ILLUSTRATED CALIFORNIA NEWS PUBLISHED SEMI-MONTHLY, AT THE OFFICE OF
The Alta California,
Washington street, Portsmouth Square.

Vol. 1, No. 1. September 1st, 1850.

TERMS—One dollar a number, with an allowance of 124 per cent, to purchasers of not less than 25 copies. Half yearly subscription, in advance, $10.00 ADVERTISEMENTS will be inserted at the usual rates.
Oculis Subjecta Fidelibus.

  CALIFORNIA is now the cynosure of every eye.— From the four quarters of the earth, regards are bent upon the land that almost realizes the tales of Eastern fiction, in wealth beneath, in adventure above, in vicissitudes of fortune, and almost magical rapidity of change. Amazement seems as yet to be a main ingredient in the feeling with which it is viewed; for the world is scarcely enough recovered from the excitement caused by the first recital of these marvels to look on them collectedly. Even now, notwithstanding the masses of correspondence, the libraries of volumes that have gone forth regarding it, men are all agape, as though it were yesterday's discovery; some swallowing every rumor with indiscriminate voracity; some confessing honestly that they know not what to think; a few affecting to listen with a half smile of incredulity, which they do not feel in their hearts; but all seizing with equal eagerness every fresh account that comes to hand. Tales of the diggings are sterling currency still, and welcome to all the world; like Cleopatra's beauty,
Age cannot wither them, nor custom stale
Their infinite variety.

Fresh bands of adventurers are pouring in, day by day, to this extraordinary country, all bound by promise of imparting the wonders of El Dorado to less adventurous friends and relatives; while the great majority, if we may judge by the size of the outward bound mails, would seem to be keeping that promise in its most liberal interpretation.
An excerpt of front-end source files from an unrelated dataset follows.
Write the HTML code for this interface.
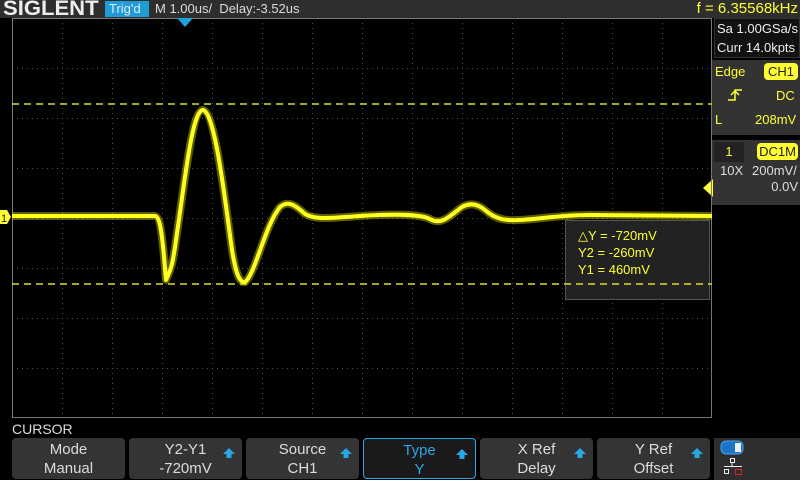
<!DOCTYPE html>
<html><head><meta charset="utf-8"><style>
*{margin:0;padding:0;box-sizing:border-box}
body{width:800px;height:480px;background:#000;overflow:hidden;position:relative;font-family:"Liberation Sans",sans-serif}
.a{position:absolute;white-space:nowrap}
.btn{position:absolute;top:438px;height:41px;width:113px;background:#343434;border-radius:4px;color:#ddd;font-size:15px;text-align:center;line-height:19px;padding-top:2px}
.y{color:#ffff33}
.ar{position:absolute;right:6px;top:9px;width:14px;height:14px}
</style></head><body>
<div class="a" style="left:0;top:0;width:800px;height:18px;background:#2e2e2e"></div>
<div class="a" style="left:3px;top:-3px;font-size:21px;font-weight:bold;color:#eee;transform:scaleX(1.05);transform-origin:left">SIGLENT</div>
<div class="a" style="left:105px;top:1px;width:44px;height:16px;background:#1f9bd6;color:#ddeeff;font-size:13px;line-height:16px;padding-left:4px">Trig'd</div>
<div class="a" style="left:155px;top:1px;font-size:13px;color:#ddd;line-height:16px">M 1.00us/&nbsp; Delay:-3.52us</div>
<div class="a y" style="left:660px;top:0px;font-size:15px;line-height:18px;width:138px;text-align:right">f = 6.35568kHz</div>
<div class="a" style="left:714px;top:18px;width:86px;height:40px;background:#111;border:1px solid #333;color:#eee;font-size:13px;line-height:19px;padding-left:2px">Sa 1.00GSa/s<br>Curr 14.0kpts</div>
<div class="a" style="left:712px;top:60px;width:88px;height:75px;background:#333"></div>
<div class="a y" style="left:715px;top:64px;font-size:13px">Edge</div>
<div class="a" style="left:764px;top:63px;width:34px;height:17px;background:#ffff33;border-radius:4px;color:#222;font-size:13px;text-align:center;line-height:17px">CH1</div>
<svg class="a" style="left:727px;top:87px" width="16" height="16"><path d="M1 13 H8 V3 H15 M4 8 L8 4 L12 8" fill="none" stroke="#ffff33" stroke-width="1.5"/></svg>
<div class="a y" style="left:776px;top:88px;font-size:13px">DC</div>
<div class="a y" style="left:715px;top:112px;font-size:13px">L</div>
<div class="a y" style="left:755px;top:112px;font-size:13px">208mV</div>
<div class="a" style="left:712px;top:140px;width:88px;height:65px;background:#333"></div>
<div class="a y" style="left:714px;top:142px;width:30px;height:20px;background:#222;font-size:13px;text-align:center;line-height:20px">1</div>
<div class="a" style="left:757px;top:143px;width:41px;height:17px;background:#ffff33;border-radius:4px;color:#222;font-size:13px;text-align:center;line-height:17px">DC1M</div>
<div class="a" style="left:720px;top:163px;font-size:13px;color:#ddd">10X</div>
<div class="a" style="left:752px;top:163px;font-size:13px;color:#ddd">200mV/</div>
<div class="a" style="left:768px;top:179px;font-size:13px;color:#ddd;width:30px;text-align:right">0.0V</div>
<div class="a" style="left:703px;top:179px;width:0;height:0;border-top:9px solid transparent;border-bottom:9px solid transparent;border-right:10px solid #ffff33"></div>
<svg class="a" style="left:0;top:0" width="800" height="480">
<g stroke="#555" stroke-width="1" stroke-dasharray="1,4">
<line x1="62.5" y1="18" x2="62.5" y2="418"/><line x1="112.5" y1="18" x2="112.5" y2="418"/><line x1="162.5" y1="18" x2="162.5" y2="418"/><line x1="212.5" y1="18" x2="212.5" y2="418"/><line x1="262.5" y1="18" x2="262.5" y2="418"/><line x1="312.5" y1="18" x2="312.5" y2="418"/><line x1="362.5" y1="18" x2="362.5" y2="418"/><line x1="412.5" y1="18" x2="412.5" y2="418"/><line x1="462.5" y1="18" x2="462.5" y2="418"/><line x1="512.5" y1="18" x2="512.5" y2="418"/><line x1="562.5" y1="18" x2="562.5" y2="418"/><line x1="612.5" y1="18" x2="612.5" y2="418"/><line x1="662.5" y1="18" x2="662.5" y2="418"/>
<line x1="12" y1="68.5" x2="712" y2="68.5"/><line x1="12" y1="118.5" x2="712" y2="118.5"/><line x1="12" y1="168.5" x2="712" y2="168.5"/><line x1="12" y1="218.5" x2="712" y2="218.5"/><line x1="12" y1="268.5" x2="712" y2="268.5"/><line x1="12" y1="318.5" x2="712" y2="318.5"/><line x1="12" y1="368.5" x2="712" y2="368.5"/>
</g>
<rect x="12.5" y="18.5" width="699" height="399" fill="none" stroke="#777"/>
<rect x="565.5" y="220.5" width="144" height="79" fill="#262626" fill-opacity="0.9" stroke="#555"/>
<g stroke="#dddd33" stroke-width="1.5" stroke-dasharray="7,5"><line x1="12" y1="104" x2="712" y2="104"/><line x1="12" y1="284" x2="712" y2="284"/></g>
<g fill="none" stroke-linejoin="round">
<path id="tr" d="M12 216 L155 216 C160 217 162 230 166 280 C170 270 172 270 176 240 C185 180 192 110 203 110 C215 112 225 200 232 250 C236 275 240 283 245 282 C255 275 265 225 280 207 C288 200 295 205 305 214 C315 220 330 218 360 216 C390 214 420 214 430 219 C440 225 448 218 458 210 C466 203 475 202 485 210 C495 219 505 221 520 220 C540 219 560 215 590 215 L712 216" stroke="#cccc00" stroke-width="8" opacity="0.45"/>
<path d="M12 216 L155 216 C160 217 162 230 166 280 C170 270 172 270 176 240 C185 180 192 110 203 110 C215 112 225 200 232 250 C236 275 240 283 245 282 C255 275 265 225 280 207 C288 200 295 205 305 214 C315 220 330 218 360 216 C390 214 420 214 430 219 C440 225 448 218 458 210 C466 203 475 202 485 210 C495 219 505 221 520 220 C540 219 560 215 590 215 L712 216" stroke="#ffff22" stroke-width="4"/>
</g>
<polygon points="0,210 7,210 11,217 7,224 0,224" fill="#ffff33"/>
<text x="1" y="222" font-size="11" font-family="Liberation Sans" fill="#222">1</text>
<polygon points="177,18 193,18 185,27" fill="#1fa3e0"/>
<rect x="721" y="441" width="22" height="13" rx="5" fill="#1a74c8" stroke="#4aa0f0"/>
<rect x="735" y="443" width="6" height="9" fill="#eee"/>
<g stroke="#eee" fill="none"><rect x="730.5" y="458.5" width="4" height="4"/><line x1="732" y1="463" x2="732" y2="466"/><line x1="724" y1="466.5" x2="742" y2="466.5"/><rect x="724.5" y="469.5" width="4" height="4"/></g>
<rect x="735.5" y="469.5" width="6" height="5" fill="none" stroke="#d22"/>
</svg>
<div class="a y" style="left:578px;top:227px;font-size:13px;line-height:17px">△Y = -720mV<br>Y2 = -260mV<br>Y1 = 460mV</div>
<div class="a" style="left:12px;top:421px;font-size:14px;color:#ddd">CURSOR</div>
<div class="btn" style="left:12px">Mode<br>Manual</div>
<div class="btn" style="left:129px">Y2-Y1<br>-720mV<svg class="ar" viewBox="0 0 14 14"><path d="M7 1 L13 7 H9.5 V11 H4.5 V7 H1 Z" fill="#29a8e8"/></svg></div>
<div class="btn" style="left:246px">Source<br>CH1<svg class="ar" viewBox="0 0 14 14"><path d="M7 1 L13 7 H9.5 V11 H4.5 V7 H1 Z" fill="#29a8e8"/></svg></div>
<div class="btn" style="left:363px;border:1px solid #29a8e8;background:#1a1a1a;color:#29a8e8">Type<br>Y<svg class="ar" viewBox="0 0 14 14"><path d="M7 1 L13 7 H9.5 V11 H4.5 V7 H1 Z" fill="#29a8e8"/></svg></div>
<div class="btn" style="left:480px">X Ref<br>Delay<svg class="ar" viewBox="0 0 14 14"><path d="M7 1 L13 7 H9.5 V11 H4.5 V7 H1 Z" fill="#29a8e8"/></svg></div>
<div class="btn" style="left:597px">Y Ref<br>Offset<svg class="ar" viewBox="0 0 14 14"><path d="M7 1 L13 7 H9.5 V11 H4.5 V7 H1 Z" fill="#29a8e8"/></svg></div>
<div class="a" style="left:714px;top:438px;width:86px;height:42px;background:#2e2e2e;z-index:-1"></div>
</body></html>
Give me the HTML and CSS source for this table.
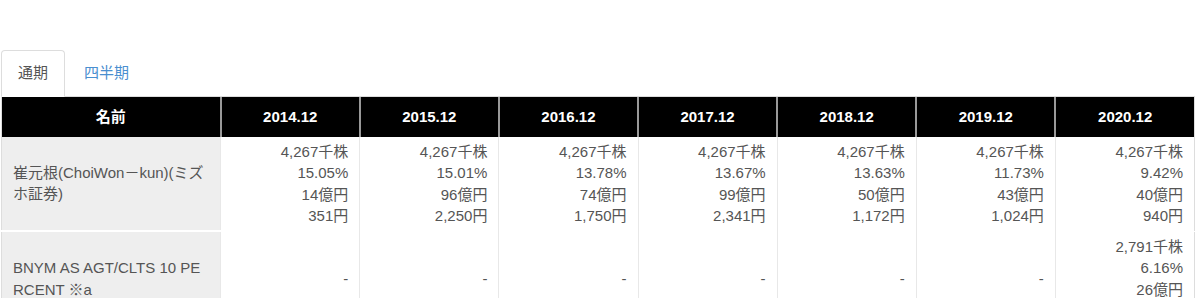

But the fame of California has been blazoned as yet by description only, which can convey, even when the work of the most practised pen, but a faint idea of what is sought to be portrayed. "The eye," says Horace, when exhorting play wrights to depend upon dramatic action rather than upon recital, for success—" the eye conveys a livelier impression than the ear." The roughest sketch of scenery gives a more faithful impression to the mind, and fixes it more strongly in the memory, than could be acquired from the unrivalled word-painting of even a Walter Scott. The views which meet the eye in every part of this noble country, are only known as yet by a few stray pencil drawings, the advantage of which is confined to those in whose immediate possession they may chance to be. For want of the auxiliary graver, they remain a sealed book to the public at large, which must either travel and observe for itself, or be content to remain in ignorance. It is therefore with the most sanguine hopes of success that we have entered upon this undertaking, in an attempt to supply one of the very few deficiencies which yet remain to meet;—an illustrated magazine, at a price within the reach of every class.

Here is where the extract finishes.